If you have already put the binding on, take that off. Turn the
quilt on its face and with either a seam ripper or a good sharp
razor (be careful) slash the backing in the unquilted areas of the
backing between the machine quilting. Be very careful not to slash
the batting. Turn it over occasionally and pat the quilt into
flatness. In the areas between quilting, you can probably feel
where the batting has lumped and wrinkled because the backing
material has pulled up tight. Keep slashing until you can pat the
quilt perfectly flat. Then get a lightweight, attractive fabric
and cover the slashed backing. Attach the new backing to the quilt
by taking some quilting stitches that are inconspicuous on the
front and go all the way through the back. You can bury the new
stitching in the ditch or under some of the machine stitching. Do
enough of this, carefully, so that you have a new backing that lies
flat with the quilt. Now you can bind it again.
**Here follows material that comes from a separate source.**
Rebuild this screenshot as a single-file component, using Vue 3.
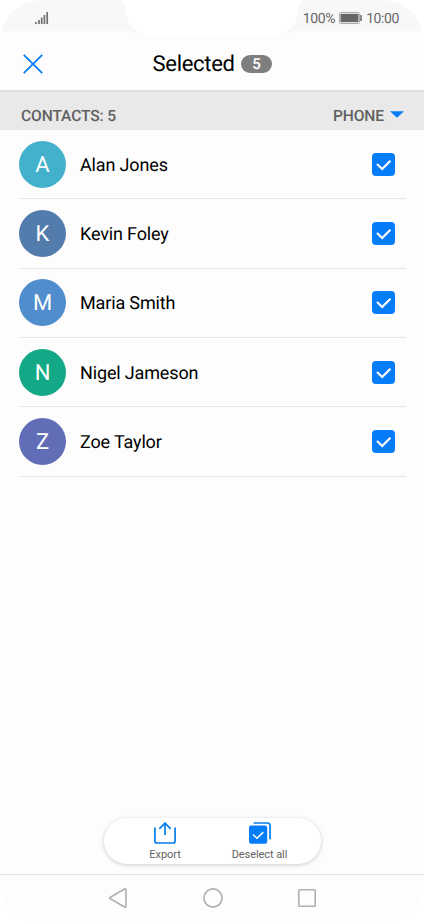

Drastic, I know, but the piece I did this to was so wavy it stood
up two or three inches in places and now it is _flat_. Carol
Date: Thu, 17 Mar 1994 14:30:35 CST
What a bunch of really NEEDED information about various ways to
pour "oil" on the troubled "waves" that undulate (LOVED that one!)
through so many quilts. I have thoroughly enjoyed it all - I can
only add that the article about applying twill tape was in the
August 1993 issue of QNM (if this is one of the days my memory
is working!) Joan
Date: Sat, 26 Mar 1994 22:52:33
I happened across a tip in one of my quilt books a while ago. I
don't remember if this was one of the solutions suggested to the
wavy borders or not.
The idea was to lay the quilt on the floor, and mist the borders
with water, and then to pat the excess out of the border area. The
final step was to use binding cut on the straight of grain rather
than the bias, as there would be no appreciable stretch to allow
the border to wave again.
I have not tried the above, but the tip was credited to QNM.